> Instructions for the task:
Locate the lines that hold the string "index". Copy every such line.
--- BEGIN Information provided ---
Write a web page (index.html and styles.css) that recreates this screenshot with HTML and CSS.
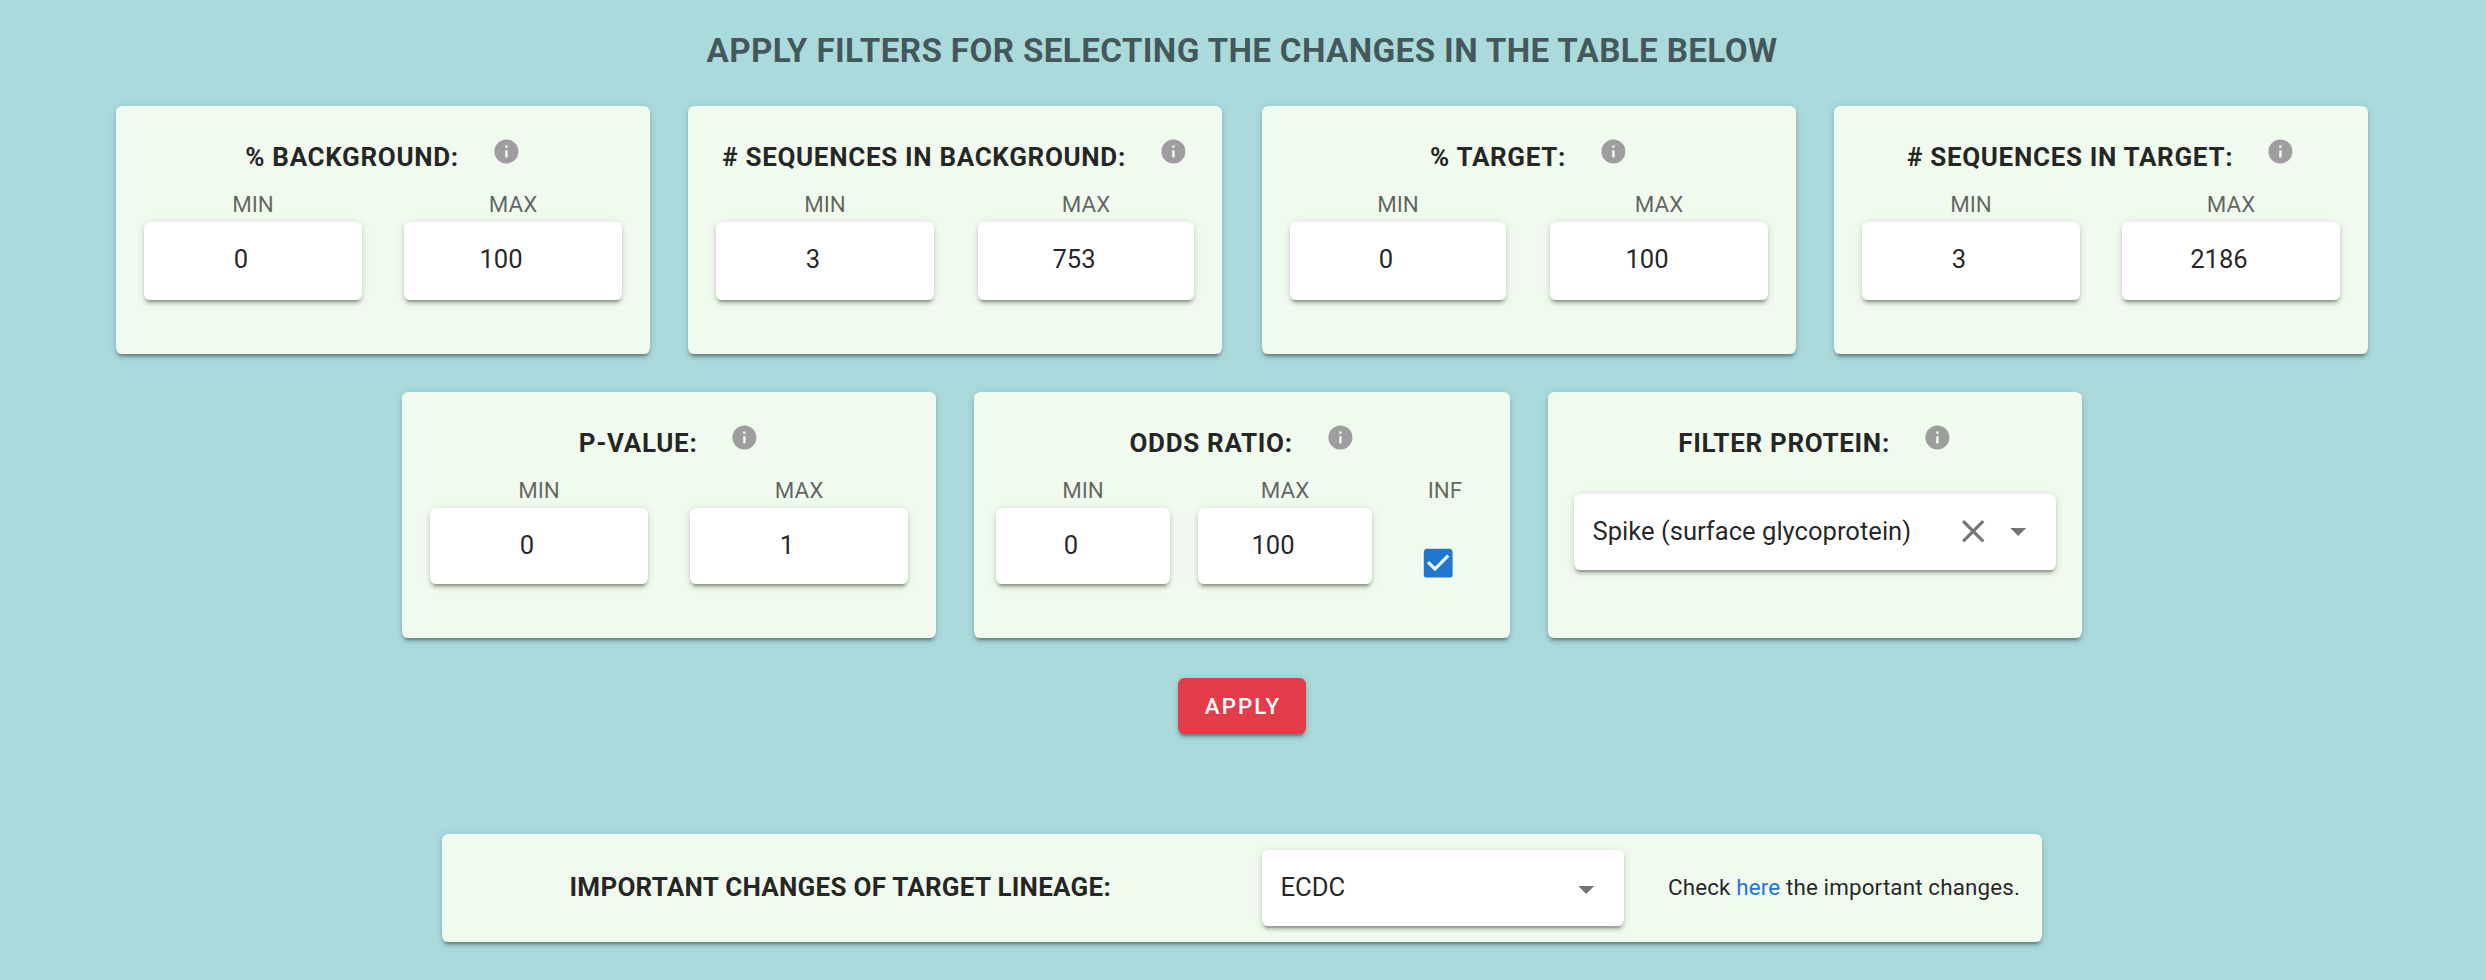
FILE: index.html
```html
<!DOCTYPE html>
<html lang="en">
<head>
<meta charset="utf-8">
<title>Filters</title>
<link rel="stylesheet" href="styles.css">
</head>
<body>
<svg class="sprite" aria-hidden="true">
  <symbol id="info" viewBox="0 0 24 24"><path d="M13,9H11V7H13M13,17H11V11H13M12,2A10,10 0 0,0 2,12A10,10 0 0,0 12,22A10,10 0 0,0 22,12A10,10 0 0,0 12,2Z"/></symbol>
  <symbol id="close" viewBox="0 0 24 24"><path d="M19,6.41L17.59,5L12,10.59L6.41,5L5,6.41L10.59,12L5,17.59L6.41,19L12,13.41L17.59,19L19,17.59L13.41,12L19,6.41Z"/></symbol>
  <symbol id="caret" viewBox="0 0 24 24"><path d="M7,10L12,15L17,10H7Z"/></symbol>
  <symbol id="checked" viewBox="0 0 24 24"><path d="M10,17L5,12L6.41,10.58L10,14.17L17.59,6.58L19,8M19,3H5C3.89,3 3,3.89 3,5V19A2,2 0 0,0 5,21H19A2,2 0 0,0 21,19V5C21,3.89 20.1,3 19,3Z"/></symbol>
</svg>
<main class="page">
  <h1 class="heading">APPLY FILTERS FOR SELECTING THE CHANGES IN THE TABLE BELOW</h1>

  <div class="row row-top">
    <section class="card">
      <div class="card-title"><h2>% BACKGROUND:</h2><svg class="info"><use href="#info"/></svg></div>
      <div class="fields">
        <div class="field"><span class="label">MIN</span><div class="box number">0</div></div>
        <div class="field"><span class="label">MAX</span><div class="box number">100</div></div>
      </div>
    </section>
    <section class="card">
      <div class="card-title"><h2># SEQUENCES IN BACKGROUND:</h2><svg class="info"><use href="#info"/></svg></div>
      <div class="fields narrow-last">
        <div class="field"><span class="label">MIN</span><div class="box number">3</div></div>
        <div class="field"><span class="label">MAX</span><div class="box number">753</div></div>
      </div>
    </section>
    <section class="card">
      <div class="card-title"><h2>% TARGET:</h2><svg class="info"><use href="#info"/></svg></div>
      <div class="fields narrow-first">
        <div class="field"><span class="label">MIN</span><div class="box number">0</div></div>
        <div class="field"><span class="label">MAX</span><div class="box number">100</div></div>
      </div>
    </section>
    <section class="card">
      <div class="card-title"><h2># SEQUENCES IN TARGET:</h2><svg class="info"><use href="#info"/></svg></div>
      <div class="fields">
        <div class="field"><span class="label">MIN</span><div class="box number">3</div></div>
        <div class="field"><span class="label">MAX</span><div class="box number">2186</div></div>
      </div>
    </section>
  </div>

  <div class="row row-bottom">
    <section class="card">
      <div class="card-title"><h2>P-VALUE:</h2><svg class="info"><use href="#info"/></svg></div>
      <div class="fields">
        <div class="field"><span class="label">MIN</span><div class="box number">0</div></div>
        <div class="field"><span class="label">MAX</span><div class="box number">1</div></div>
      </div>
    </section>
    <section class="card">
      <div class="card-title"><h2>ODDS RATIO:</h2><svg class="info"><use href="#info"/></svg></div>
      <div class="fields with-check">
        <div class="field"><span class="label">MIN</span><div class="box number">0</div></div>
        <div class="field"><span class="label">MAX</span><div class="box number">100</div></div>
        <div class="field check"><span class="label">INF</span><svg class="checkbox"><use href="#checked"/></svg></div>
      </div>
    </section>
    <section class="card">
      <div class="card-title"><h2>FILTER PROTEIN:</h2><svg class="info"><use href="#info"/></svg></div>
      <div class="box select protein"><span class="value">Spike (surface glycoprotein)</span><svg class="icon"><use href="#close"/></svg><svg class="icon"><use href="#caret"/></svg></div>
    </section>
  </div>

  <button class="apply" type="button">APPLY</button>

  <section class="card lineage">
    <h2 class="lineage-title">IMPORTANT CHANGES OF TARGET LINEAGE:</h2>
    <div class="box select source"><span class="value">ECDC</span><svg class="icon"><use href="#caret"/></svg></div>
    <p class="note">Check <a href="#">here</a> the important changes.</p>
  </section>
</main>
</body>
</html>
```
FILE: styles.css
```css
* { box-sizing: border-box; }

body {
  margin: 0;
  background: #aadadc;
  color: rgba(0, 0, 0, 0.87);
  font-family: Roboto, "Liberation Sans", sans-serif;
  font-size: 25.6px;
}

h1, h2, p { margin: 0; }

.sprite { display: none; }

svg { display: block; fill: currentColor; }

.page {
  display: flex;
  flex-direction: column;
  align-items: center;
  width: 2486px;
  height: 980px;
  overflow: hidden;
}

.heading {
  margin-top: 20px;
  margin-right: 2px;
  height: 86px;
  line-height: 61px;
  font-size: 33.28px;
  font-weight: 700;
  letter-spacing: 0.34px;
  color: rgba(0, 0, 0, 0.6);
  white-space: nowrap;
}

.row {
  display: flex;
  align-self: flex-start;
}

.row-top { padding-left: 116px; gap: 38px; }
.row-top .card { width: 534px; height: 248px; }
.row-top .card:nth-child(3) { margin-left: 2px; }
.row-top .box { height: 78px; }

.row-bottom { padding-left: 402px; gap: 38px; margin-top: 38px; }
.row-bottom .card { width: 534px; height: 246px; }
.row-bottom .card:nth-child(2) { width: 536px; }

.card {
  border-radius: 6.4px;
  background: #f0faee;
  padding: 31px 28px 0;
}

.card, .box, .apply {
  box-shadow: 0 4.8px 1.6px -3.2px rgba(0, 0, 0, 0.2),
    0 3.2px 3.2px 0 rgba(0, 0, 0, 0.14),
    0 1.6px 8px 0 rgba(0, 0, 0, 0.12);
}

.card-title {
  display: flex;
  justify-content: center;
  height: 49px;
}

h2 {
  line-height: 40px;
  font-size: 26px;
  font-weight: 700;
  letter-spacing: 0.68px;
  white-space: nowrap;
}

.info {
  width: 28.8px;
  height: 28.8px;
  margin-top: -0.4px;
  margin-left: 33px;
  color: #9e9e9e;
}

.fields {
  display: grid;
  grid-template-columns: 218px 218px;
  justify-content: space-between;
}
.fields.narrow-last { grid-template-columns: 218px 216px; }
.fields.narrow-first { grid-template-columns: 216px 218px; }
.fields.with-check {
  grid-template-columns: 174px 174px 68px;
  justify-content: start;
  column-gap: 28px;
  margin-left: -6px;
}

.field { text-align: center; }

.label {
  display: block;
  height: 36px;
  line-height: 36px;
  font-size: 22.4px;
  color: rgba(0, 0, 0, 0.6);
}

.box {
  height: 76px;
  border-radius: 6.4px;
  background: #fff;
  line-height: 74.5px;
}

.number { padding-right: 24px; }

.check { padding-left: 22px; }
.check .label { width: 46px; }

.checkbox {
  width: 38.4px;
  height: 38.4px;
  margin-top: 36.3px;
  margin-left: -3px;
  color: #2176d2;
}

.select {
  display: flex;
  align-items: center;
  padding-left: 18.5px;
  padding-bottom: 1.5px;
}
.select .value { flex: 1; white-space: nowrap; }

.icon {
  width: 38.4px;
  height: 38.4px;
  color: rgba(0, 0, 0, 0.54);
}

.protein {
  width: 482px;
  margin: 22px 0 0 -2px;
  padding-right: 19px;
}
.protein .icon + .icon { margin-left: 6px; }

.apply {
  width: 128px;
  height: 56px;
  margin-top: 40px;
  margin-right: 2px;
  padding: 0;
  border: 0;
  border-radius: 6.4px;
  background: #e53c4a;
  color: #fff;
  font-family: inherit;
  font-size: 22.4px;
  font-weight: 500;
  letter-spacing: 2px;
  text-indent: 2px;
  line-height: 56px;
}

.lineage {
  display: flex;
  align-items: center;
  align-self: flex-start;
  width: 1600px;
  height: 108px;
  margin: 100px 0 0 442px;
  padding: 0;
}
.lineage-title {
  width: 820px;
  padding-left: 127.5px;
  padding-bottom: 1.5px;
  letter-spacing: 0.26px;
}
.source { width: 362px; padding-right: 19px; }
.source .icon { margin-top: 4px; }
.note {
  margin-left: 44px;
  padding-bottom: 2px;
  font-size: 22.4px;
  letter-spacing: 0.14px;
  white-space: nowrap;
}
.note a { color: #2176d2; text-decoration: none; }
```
--- END Information provided ---
> The result:
Write a web page (index.html and styles.css) that recreates this screenshot with HTML and CSS.
FILE: index.html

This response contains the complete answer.